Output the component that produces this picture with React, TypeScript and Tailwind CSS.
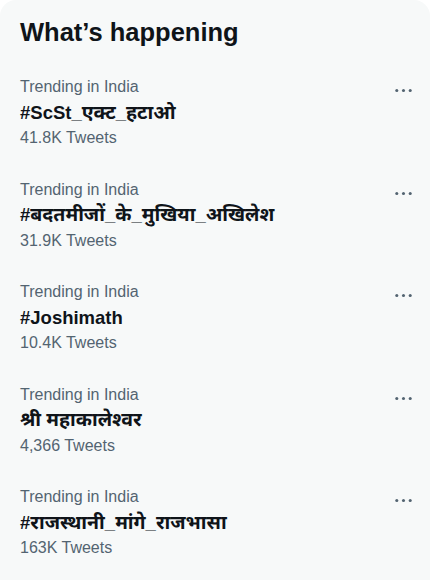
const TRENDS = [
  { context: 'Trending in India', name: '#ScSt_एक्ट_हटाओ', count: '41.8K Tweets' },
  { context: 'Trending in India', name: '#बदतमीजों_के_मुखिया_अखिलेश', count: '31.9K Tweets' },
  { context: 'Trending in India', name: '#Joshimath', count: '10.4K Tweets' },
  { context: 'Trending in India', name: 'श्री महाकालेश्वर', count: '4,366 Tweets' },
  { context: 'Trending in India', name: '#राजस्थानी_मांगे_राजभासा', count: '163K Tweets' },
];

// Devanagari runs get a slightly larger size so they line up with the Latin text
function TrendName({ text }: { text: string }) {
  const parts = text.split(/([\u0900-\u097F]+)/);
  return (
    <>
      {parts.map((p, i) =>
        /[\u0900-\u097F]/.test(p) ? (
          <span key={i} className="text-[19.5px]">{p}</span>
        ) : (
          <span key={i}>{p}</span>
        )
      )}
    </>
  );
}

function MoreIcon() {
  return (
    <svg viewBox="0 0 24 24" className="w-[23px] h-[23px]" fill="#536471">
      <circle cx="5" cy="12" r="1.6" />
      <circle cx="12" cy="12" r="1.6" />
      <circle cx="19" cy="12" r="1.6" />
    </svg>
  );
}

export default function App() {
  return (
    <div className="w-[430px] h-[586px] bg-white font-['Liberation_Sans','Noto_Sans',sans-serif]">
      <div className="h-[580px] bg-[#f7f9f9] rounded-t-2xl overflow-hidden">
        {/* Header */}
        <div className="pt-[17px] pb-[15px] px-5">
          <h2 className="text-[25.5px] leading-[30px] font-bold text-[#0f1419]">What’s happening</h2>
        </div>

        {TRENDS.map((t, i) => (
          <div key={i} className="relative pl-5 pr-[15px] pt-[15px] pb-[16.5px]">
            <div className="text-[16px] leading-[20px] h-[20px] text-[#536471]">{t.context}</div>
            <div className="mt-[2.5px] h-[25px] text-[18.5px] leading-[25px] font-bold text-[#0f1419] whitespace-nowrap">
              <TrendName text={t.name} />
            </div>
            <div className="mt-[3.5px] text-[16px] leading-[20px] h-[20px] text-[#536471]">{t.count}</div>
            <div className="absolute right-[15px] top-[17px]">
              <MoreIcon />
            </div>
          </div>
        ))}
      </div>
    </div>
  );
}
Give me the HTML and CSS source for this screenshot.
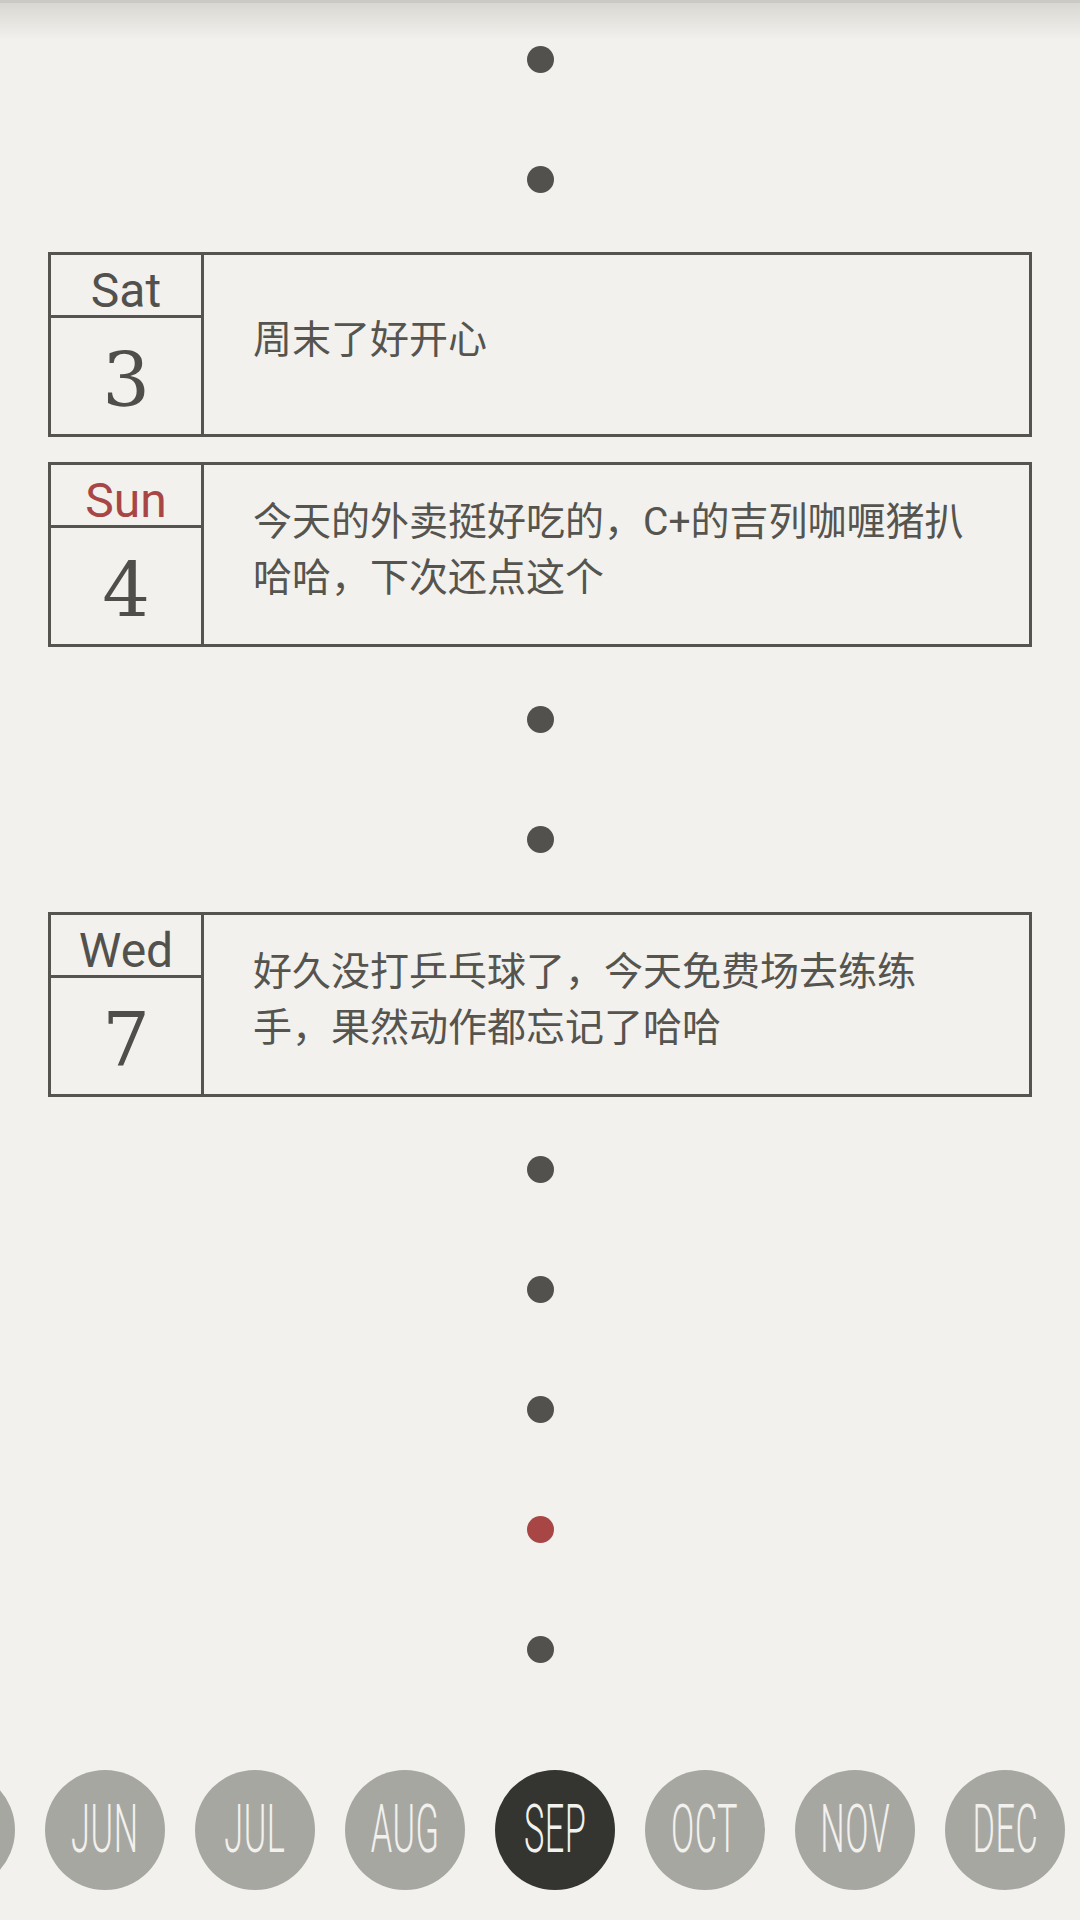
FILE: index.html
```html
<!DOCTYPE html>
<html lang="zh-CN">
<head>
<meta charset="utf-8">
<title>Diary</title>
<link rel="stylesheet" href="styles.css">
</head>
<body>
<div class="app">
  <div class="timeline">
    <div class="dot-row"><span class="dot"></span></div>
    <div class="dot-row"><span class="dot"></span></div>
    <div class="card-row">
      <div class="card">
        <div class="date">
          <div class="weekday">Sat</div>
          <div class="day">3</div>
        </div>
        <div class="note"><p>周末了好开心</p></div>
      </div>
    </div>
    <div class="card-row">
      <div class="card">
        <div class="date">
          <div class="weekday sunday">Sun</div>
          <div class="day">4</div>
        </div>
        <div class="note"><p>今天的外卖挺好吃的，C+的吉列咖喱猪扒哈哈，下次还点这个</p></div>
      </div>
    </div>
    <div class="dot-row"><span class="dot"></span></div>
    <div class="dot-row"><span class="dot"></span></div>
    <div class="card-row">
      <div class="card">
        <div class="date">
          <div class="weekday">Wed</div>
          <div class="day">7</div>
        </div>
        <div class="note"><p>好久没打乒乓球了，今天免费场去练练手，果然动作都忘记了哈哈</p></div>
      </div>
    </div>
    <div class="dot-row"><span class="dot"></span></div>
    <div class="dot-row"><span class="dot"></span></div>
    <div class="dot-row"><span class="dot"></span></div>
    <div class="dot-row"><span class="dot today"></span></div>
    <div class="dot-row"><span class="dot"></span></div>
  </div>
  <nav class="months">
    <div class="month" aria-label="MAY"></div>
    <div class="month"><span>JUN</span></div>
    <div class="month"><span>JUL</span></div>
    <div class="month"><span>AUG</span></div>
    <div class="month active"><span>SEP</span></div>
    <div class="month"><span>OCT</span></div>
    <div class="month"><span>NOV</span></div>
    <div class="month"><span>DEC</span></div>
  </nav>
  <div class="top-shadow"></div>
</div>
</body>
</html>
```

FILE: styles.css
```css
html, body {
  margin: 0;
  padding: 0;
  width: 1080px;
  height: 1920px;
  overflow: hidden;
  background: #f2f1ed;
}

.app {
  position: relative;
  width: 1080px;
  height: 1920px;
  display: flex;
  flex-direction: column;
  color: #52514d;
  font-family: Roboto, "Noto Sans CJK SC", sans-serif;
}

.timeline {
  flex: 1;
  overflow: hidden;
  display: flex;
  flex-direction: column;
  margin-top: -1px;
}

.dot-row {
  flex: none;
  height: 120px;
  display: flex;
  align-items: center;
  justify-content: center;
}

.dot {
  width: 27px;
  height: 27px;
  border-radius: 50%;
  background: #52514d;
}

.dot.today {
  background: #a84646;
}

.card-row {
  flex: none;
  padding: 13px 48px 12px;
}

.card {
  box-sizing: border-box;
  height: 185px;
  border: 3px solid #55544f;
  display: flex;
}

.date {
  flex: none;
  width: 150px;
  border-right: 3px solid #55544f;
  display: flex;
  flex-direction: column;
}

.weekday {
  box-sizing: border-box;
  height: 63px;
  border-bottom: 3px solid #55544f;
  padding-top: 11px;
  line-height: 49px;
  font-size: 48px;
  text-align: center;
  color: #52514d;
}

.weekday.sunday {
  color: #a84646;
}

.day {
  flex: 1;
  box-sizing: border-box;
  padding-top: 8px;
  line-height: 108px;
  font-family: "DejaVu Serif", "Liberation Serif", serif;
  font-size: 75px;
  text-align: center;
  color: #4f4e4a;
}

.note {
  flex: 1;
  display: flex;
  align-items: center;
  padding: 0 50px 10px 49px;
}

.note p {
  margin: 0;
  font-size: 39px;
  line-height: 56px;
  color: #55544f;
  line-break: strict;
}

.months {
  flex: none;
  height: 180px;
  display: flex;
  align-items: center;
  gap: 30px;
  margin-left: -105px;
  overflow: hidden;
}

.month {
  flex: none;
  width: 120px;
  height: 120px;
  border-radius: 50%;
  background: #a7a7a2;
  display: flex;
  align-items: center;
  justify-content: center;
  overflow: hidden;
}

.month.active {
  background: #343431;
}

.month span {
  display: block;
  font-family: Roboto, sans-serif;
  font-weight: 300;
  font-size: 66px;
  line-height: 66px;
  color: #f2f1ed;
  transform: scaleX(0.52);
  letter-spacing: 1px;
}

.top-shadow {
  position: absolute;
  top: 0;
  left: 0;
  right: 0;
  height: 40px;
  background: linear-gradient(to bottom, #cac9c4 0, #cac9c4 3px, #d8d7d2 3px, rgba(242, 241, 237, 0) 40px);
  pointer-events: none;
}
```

***

> [Directions]:
Find every line that has "this" in it, then return those lines.

> [Result]:
Output the component that produces this picture with React, TypeScript and Tailwind CSS.
Give me the HTML and CSS source for this screenshot.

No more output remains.